▶ **Given request**: In the entries below, find every line with "styles" and copy it.

▶ **Task inputs**:
━━━━━━━━
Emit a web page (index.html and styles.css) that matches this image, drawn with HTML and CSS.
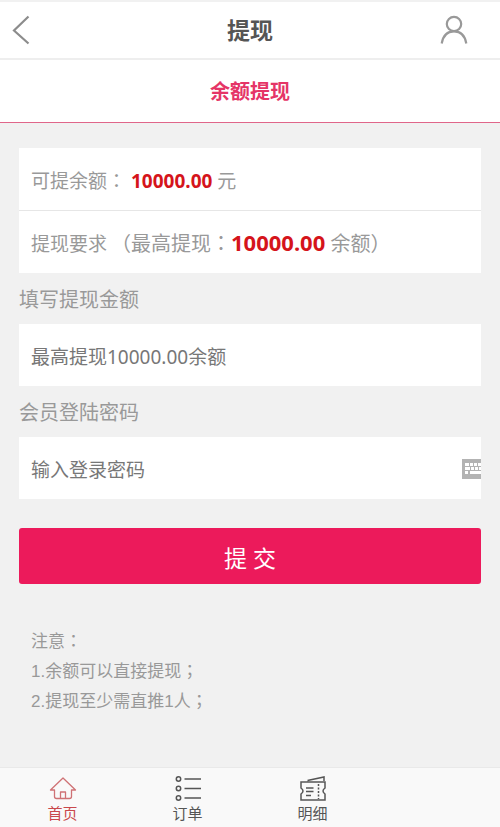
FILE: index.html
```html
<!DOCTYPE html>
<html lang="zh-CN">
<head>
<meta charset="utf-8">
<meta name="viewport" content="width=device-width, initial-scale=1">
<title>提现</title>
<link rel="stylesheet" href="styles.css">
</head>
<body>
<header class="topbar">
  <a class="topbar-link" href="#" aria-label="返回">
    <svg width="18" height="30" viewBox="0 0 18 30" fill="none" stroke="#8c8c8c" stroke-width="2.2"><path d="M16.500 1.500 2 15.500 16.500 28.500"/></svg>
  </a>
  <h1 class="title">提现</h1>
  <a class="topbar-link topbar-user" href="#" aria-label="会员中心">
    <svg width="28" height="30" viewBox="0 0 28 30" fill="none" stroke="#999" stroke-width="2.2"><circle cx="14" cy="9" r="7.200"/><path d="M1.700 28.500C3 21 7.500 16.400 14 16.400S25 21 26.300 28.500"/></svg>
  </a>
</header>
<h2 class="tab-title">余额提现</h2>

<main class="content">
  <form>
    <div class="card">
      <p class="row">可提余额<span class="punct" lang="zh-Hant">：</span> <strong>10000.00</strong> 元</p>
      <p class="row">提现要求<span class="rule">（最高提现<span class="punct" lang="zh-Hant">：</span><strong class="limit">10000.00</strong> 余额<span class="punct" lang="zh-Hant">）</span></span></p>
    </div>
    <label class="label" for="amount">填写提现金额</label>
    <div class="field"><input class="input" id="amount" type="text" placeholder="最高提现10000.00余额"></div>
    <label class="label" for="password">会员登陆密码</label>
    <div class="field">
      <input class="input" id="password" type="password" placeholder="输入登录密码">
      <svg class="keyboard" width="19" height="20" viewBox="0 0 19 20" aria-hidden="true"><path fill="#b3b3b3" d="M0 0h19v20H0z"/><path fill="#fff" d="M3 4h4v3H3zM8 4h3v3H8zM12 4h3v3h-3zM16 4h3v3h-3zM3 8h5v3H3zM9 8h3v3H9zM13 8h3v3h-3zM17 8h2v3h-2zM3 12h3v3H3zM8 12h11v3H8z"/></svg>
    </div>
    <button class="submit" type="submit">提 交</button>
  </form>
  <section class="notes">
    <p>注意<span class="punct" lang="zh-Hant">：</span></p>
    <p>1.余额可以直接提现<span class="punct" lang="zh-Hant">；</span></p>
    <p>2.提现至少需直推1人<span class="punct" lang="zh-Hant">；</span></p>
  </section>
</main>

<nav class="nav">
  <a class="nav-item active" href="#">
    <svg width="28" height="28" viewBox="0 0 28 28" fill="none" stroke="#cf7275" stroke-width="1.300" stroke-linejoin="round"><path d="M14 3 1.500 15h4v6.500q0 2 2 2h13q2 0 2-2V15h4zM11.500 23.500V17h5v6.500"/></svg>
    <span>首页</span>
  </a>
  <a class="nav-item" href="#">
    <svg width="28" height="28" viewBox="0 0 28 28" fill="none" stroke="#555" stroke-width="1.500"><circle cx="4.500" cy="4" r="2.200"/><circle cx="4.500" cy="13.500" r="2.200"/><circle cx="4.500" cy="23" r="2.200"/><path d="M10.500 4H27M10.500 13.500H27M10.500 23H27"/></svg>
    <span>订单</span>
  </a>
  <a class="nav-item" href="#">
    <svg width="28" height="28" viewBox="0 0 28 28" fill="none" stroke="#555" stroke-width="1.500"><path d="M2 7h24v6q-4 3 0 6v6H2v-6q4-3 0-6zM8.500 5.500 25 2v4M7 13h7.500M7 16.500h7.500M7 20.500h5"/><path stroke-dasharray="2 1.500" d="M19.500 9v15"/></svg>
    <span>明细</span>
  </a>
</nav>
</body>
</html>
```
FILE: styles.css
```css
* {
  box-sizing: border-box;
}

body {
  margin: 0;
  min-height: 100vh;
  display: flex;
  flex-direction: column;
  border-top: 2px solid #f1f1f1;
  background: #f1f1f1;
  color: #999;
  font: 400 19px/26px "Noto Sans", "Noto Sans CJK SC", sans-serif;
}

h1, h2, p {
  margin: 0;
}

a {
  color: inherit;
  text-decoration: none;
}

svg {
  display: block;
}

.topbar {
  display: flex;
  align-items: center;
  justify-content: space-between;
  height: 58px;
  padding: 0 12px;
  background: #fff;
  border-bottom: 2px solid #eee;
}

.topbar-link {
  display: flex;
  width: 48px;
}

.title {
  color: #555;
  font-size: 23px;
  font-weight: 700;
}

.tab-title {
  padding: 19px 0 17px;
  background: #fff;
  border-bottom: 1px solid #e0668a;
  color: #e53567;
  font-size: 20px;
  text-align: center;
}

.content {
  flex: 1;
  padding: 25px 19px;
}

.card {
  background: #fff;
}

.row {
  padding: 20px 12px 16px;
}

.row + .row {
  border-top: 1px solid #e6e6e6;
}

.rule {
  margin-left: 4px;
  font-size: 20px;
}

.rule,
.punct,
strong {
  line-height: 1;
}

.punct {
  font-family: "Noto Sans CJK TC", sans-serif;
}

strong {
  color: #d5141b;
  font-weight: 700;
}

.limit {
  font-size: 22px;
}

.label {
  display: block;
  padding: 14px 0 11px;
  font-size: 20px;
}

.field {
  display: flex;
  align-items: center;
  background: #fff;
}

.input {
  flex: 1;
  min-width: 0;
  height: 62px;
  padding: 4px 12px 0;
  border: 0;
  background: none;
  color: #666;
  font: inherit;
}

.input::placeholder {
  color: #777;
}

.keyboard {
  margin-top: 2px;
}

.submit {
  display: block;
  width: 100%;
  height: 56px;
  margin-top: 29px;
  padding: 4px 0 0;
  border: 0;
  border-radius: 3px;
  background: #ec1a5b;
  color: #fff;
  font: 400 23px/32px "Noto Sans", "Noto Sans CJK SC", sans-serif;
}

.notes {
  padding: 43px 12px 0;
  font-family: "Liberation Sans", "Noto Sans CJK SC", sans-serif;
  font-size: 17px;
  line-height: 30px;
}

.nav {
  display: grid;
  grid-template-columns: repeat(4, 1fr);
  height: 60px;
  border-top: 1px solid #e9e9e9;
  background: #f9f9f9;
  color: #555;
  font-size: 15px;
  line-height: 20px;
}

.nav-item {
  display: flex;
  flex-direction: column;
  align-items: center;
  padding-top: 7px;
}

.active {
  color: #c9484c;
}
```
━━━━━━━━
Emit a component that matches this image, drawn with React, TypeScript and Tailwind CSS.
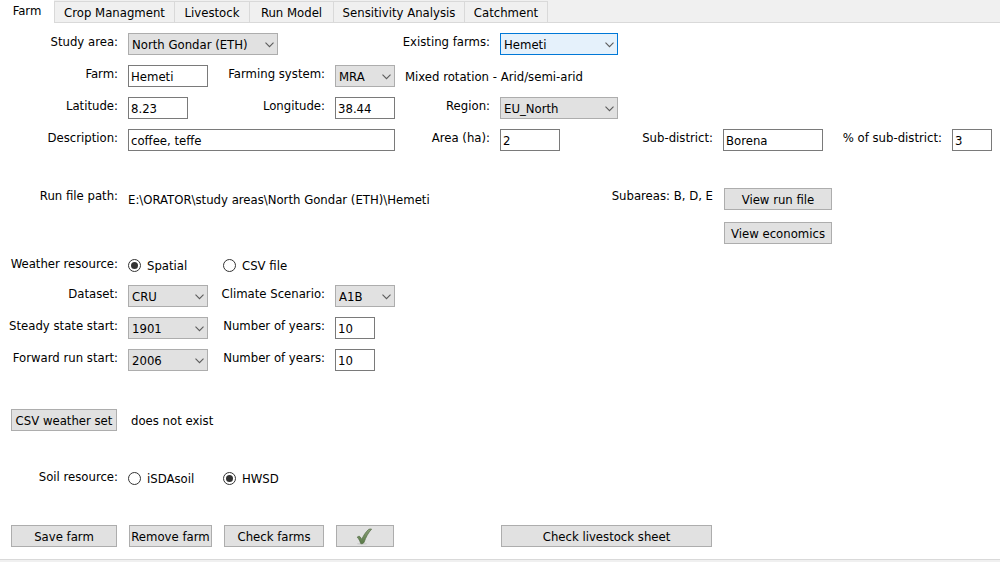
━━━━━━━━
▶ **Final result**:
Emit a web page (index.html and styles.css) that matches this image, drawn with HTML and CSS.
<link rel="stylesheet" href="styles.css">
FILE: styles.css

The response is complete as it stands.